HOW MUCH SUGAR HAVE YOU HAD TODAY?

spoonful-of-sugar

If you said none, have you had a soft drink? Packet juice, maybe a muffin or andazi? Then you have had sugar and it could be more than you think. See there is a lot of ‘hidden’ sugar in most pastries and processed foods even if they are not necessarily sweet. For instance tomato sauce will have atleast 1 teaspoon sugar, while a can of soda could have as much as 10 teaspoons.

World Health Organization thus recommends that adults and children reduce their daily intake of free sugars to less than 10% of their total energy intakes. That’s about-50 g (or around 12 level teaspoons) per day. Free sugars refer to monosaccharides (glucose and fructose) and disaccharides (table sugar) added to foods and beverages by the manufacturer, cook or consumer, and sugars naturally present in honey, syrups, fruit juices and fruit juice concentrates. This does not include sugar in fresh fruits and juices, vegetables and milk.

Consumption of free sugars is of great concern due to the increasing trend in non-communicable diseases. They contribute to the overall energy density of a meal and may reduce consumption of more nutritious foods. Rather they provide what we call empty calories; energy that has no other health benefit. The result: poor nutrition, excess body weight, increased risk of non-communicable diseases and dental caries.

You may argue that the toothpastes we use have fluoride, and therefore we are safe from tooth decay. But this is not entirely true. Flouride does not completely prevent tooth decay. What’s more our habits of having sugar added bites, drinks and chewing gums all though the day does not quite help in reducing exposure.

Way foward

Quit using sugar as a strategy to increase energy. Not even for the baby. Instead, add peanut butter, fruits, and dairy products; increase frequency of feeds, as well the quantity of food.

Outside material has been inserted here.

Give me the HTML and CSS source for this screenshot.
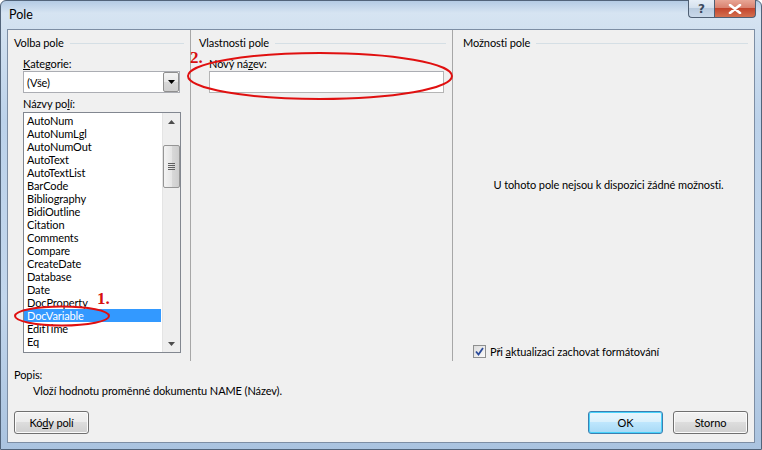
FILE: index.html
```html
<!DOCTYPE html>
<html lang="cs">
<head>
<meta charset="utf-8">
<title>Pole</title>
<link rel="stylesheet" href="styles.css">
</head>
<body>
<div class="window">
  <div class="titlebar">
    <span class="title">Pole</span>
    <div class="caption">
      <div class="cbtn help">?</div>
      <div class="cbtn close">
        <svg width="14" height="10" viewBox="0 0 14 10"><path d="M2 1 L12 9 M12 1 L2 9" stroke="#ffffff" stroke-width="2.6" stroke-linecap="round"/></svg>
      </div>
    </div>
  </div>
  <div class="client">
    <div class="panels">
      <section class="panel p-left">
        <div class="group-head"><span>Volba pole</span><i></i></div>
        <div class="indent-left">
          <div class="label lbl-kat"><u>K</u>ategorie:</div>
          <div class="combo">
            <span class="combo-text">(Vše)</span>
            <div class="combo-btn"><svg width="7" height="4" viewBox="0 0 7 4"><path d="M0 0 H7 L3.5 4 Z" fill="#000"/></svg></div>
          </div>
          <div class="label lbl-names">Názvy po<u>l</u>í:</div>
          <div class="listbox">
            <ul class="items">
              <li>AutoNum</li>
              <li>AutoNumLgl</li>
              <li>AutoNumOut</li>
              <li>AutoText</li>
              <li>AutoTextList</li>
              <li>BarCode</li>
              <li>Bibliography</li>
              <li>BidiOutline</li>
              <li>Citation</li>
              <li>Comments</li>
              <li>Compare</li>
              <li>CreateDate</li>
              <li>Database</li>
              <li>Date</li>
              <li>DocProperty</li>
              <li class="selected">DocVariable</li>
              <li>EditTime</li>
              <li>Eq</li>
            </ul>
            <div class="vscroll">
              <div class="sarrow"><svg width="7" height="4" viewBox="0 0 7 4"><path d="M0 4 H7 L3.5 0 Z" fill="#4d4d4d"/></svg></div>
              <div class="thumb"><span class="grip"></span></div>
              <div class="track"></div>
              <div class="sarrow"><svg width="7" height="4" viewBox="0 0 7 4"><path d="M0 0 H7 L3.5 4 Z" fill="#4d4d4d"/></svg></div>
            </div>
          </div>
        </div>
      </section>
      <section class="panel p-mid">
        <div class="group-head"><span>Vlastnosti pole</span><i></i></div>
        <div class="indent-mid">
          <div class="label lbl-kat">Nový ná<u>z</u>ev:</div>
          <div class="textbox"></div>
        </div>
      </section>
      <section class="panel p-right">
        <div class="group-head"><span>Možnosti pole</span><i></i></div>
        <div class="no-options">U tohoto pole nejsou k dispozici žádné možnosti.</div>
        <label class="check-row">
          <span class="checkbox"><svg width="9" height="9" viewBox="0 0 9 9"><path d="M1 4.5 L3.5 7.5 L8 1" fill="none" stroke="#2a4a9a" stroke-width="1.8"/></svg></span>
          <span>Při <u>a</u>ktualizaci zachovat formátování</span>
        </label>
      </section>
    </div>
    <div class="desc">
      <div class="desc-title">Popis:</div>
      <div class="desc-text">Vloží hodnotu proměnné dokumentu NAME (Název).</div>
    </div>
    <div class="buttons">
      <button class="btn">Kó<u>d</u>y polí</button>
      <span class="spacer"></span>
      <button class="btn default">OK</button>
      <button class="btn">Storno</button>
    </div>
  </div>
  <svg class="annot" width="762" height="450" viewBox="0 0 762 450">
    <ellipse cx="62" cy="316" rx="47" ry="9.5" fill="none" stroke="#e01010" stroke-width="2"/>
    <ellipse cx="320" cy="76" rx="132" ry="23" fill="none" stroke="#e01010" stroke-width="2"/>
  </svg>
  <div class="mark mark1">1.</div>
  <div class="mark mark2">2.</div>
</div>
</body>
</html>
```
FILE: styles.css
```css
html, body {
  margin: 0;
  padding: 0;
}
body {
  width: 762px;
  height: 450px;
  overflow: hidden;
  font-family: "Segoe UI", Lato, "Noto Sans", sans-serif;
  font-size: 11px;
  letter-spacing: -0.1px;
  color: #000;
}
.window {
  position: relative;
  width: 762px;
  height: 450px;
  box-sizing: border-box;
  border: 1px solid #52647a;
  border-radius: 6px 6px 0 0;
  background: linear-gradient(180deg, #b4cbe4 0px, #d6e4f2 12px, #d2e1f0 28px, #bcd2ea 120px, #c2d6ec 300px, #aac3df 450px);
  display: flex;
  flex-direction: column;
}
.titlebar {
  height: 28px;
  display: flex;
  align-items: flex-start;
  flex: none;
}
.title {
  padding-left: 8px;
  line-height: 27px;
  font-size: 12.5px;
  letter-spacing: 0;
  color: #000;
}
.caption {
  margin-left: auto;
  margin-right: 5px;
  margin-top: -1px;
  display: flex;
}
.cbtn {
  height: 18px;
  box-sizing: border-box;
  border: 1px solid #4f5f73;
  border-top: none;
  display: flex;
  align-items: center;
  justify-content: center;
}
.help {
  width: 26px;
  border-right: none;
  border-radius: 0 0 0 4px;
  background: linear-gradient(180deg, #e6eef7 0%, #d5e1ee 45%, #b9cbdf 50%, #cad9ea 100%);
  color: #3b4a5e;
  font-weight: bold;
  font-size: 12px;
  font-family: "DejaVu Sans", sans-serif;
  line-height: 1;
}
.close {
  width: 42px;
  border-radius: 0 0 4px 0;
  background: linear-gradient(180deg, #e8a696 0%, #d98270 45%, #c3452d 50%, #d4704f 100%);
}
.client {
  margin: 0 6px 0 6px;
  width: 748px;
  height: 414px;
  box-sizing: border-box;
  border: 1px solid #7d8ea4;
  background: #f0f0f0;
  display: flex;
  flex-direction: column;
  flex: none;
}
.panels {
  height: 331px;
  display: flex;
  flex: none;
}
.panel {
  box-sizing: border-box;
  display: flex;
  flex-direction: column;
}
.p-left {
  width: 183px;
  padding-left: 6px;
  border-right: 1px solid #a7a7a7;
}
.p-mid {
  width: 262px;
  padding-left: 8px;
  border-right: 1px solid #a7a7a7;
}
.p-right {
  flex: 1;
  padding-left: 10px;
}
.group-head {
  margin-top: 5px;
  height: 15px;
  line-height: 15px;
  display: flex;
  align-items: center;
  gap: 6px;
  padding-right: 6px;
}
.group-head i {
  flex: 1;
  height: 1px;
  background: #d5dfe5;
  margin-top: 1px;
}
.label {
  height: 15px;
  line-height: 15px;
}
.lbl-kat {
  margin-top: 6px;
}
.lbl-names {
  margin-top: 3px;
}
.indent-left {
  padding-left: 9px;
  display: flex;
  flex-direction: column;
}
.indent-mid {
  padding-left: 10px;
  display: flex;
  flex-direction: column;
}
.combo {
  width: 157px;
  height: 22px;
  box-sizing: border-box;
  border: 1px solid #abadb3;
  background: #fff;
  display: flex;
  align-items: center;
}
.combo-text {
  padding-left: 3px;
  flex: 1;
}
.combo-btn {
  width: 16px;
  height: 20px;
  box-sizing: border-box;
  border: 1px solid #8f8f8f;
  border-radius: 2px;
  background: linear-gradient(180deg, #f4f4f4 0%, #e8e8e8 50%, #d8d8d8 51%, #cfcfcf 100%);
  display: flex;
  align-items: center;
  justify-content: center;
}
.listbox {
  margin-top: 1px;
  width: 158px;
  height: 241px;
  box-sizing: border-box;
  border: 1px solid #828790;
  background: #fff;
  display: flex;
}
.items {
  list-style: none;
  margin: 0;
  padding: 1px 1px 0 0;
  flex: 1;
  overflow: hidden;
}
.items li {
  height: 13px;
  line-height: 13px;
  padding-left: 3px;
  white-space: nowrap;
}
.items li.selected {
  background: #3399ff;
  color: #fff;
}
.vscroll {
  width: 17px;
  background: #eeeeee;
  border-left: 1px solid #e4e4e4;
  display: flex;
  flex-direction: column;
}
.sarrow {
  height: 17px;
  display: flex;
  align-items: center;
  justify-content: center;
}
.thumb {
  margin-top: 15px;
  height: 43px;
  box-sizing: border-box;
  border: 1px solid #959595;
  border-radius: 2px;
  background: linear-gradient(90deg, #f3f3f3 0%, #e6e6e6 50%, #d9d9d9 51%, #cdcdcd 100%);
  display: flex;
  align-items: center;
  justify-content: center;
}
.grip {
  width: 7px;
  height: 7px;
  background: repeating-linear-gradient(180deg, #5f5f5f 0, #5f5f5f 1px, transparent 1px, transparent 2px);
}
.track {
  flex: 1;
}
.textbox {
  width: 235px;
  height: 22px;
  box-sizing: border-box;
  border: 1px solid #b5b5b5;
  border-top-color: #abadb3;
  background: #fff;
}
.no-options {
  margin-top: 127px;
  height: 15px;
  line-height: 15px;
  text-align: center;
  padding-right: 0;
}
.check-row {
  margin-top: 152px;
  margin-left: 10px;
  display: flex;
  align-items: center;
  gap: 4px;
  height: 15px;
  line-height: 15px;
}
.checkbox {
  width: 13px;
  height: 13px;
  box-sizing: border-box;
  border: 1px solid #8e8f8f;
  background: linear-gradient(135deg, #dcdcdc 0%, #fafafa 100%);
  display: flex;
  align-items: center;
  justify-content: center;
}
.desc {
  padding-left: 6px;
  margin-top: 6px;
}
.desc-title {
  height: 15px;
  line-height: 15px;
}
.desc-text {
  margin-top: 1px;
  padding-left: 19px;
  height: 15px;
  line-height: 15px;
}
.buttons {
  margin-top: 13px;
  padding: 0 6px;
  display: flex;
  gap: 10px;
}
.spacer {
  flex: 1;
}
.btn {
  width: 75px;
  height: 23px;
  box-sizing: border-box;
  border: 1px solid #707070;
  border-radius: 3px;
  background: linear-gradient(180deg, #f2f2f2 0%, #ebebeb 49%, #dddddd 50%, #cfcfcf 100%);
  box-shadow: inset 0 0 0 1px #fbfbfb;
  font-family: "Segoe UI", Lato, "Noto Sans", sans-serif;
  font-size: 11px;
  letter-spacing: -0.1px;
  color: #000;
  padding: 0;
}
.btn.default {
  border-color: #3c7fb1;
  box-shadow: inset 0 0 0 1px #48d3fb;
  background: linear-gradient(180deg, #eaf6fd 0%, #d9f0fc 49%, #bee6fd 50%, #a7d9f5 100%);
}
.annot {
  position: absolute;
  left: -1px;
  top: -1px;
  pointer-events: none;
}
.mark {
  position: absolute;
  font-family: "Liberation Serif", serif;
  font-weight: bold;
  font-size: 17px;
  line-height: 17px;
  letter-spacing: 0;
  color: #d81010;
}
.mark1 {
  left: 96px;
  top: 289px;
}
.mark2 {
  left: 189px;
  top: 48px;
}
```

I have a colleague that carries a toothbrush and toothpaste daily. I think she brushes after every meal. While it is good practice, limit the amount of sweet bites and drinks you have, including chewing gums.  Take lots of water instead.

Don’t be cheated by words like ‘diet’, or the mere fact that what you are eating is not sweet to taste. It may have less sugar than the other foods, but still have a lot more than the recommended. Worse still, it could have much more sugar than the sweet tasting alternative.

By all means, do not reward your children with sweets. Have you been asked to baby sit and the child tells you, “Mummy lets me have candy when I finish my homework’’.  We are already at 18% with obesity in preschool children. It can get worse.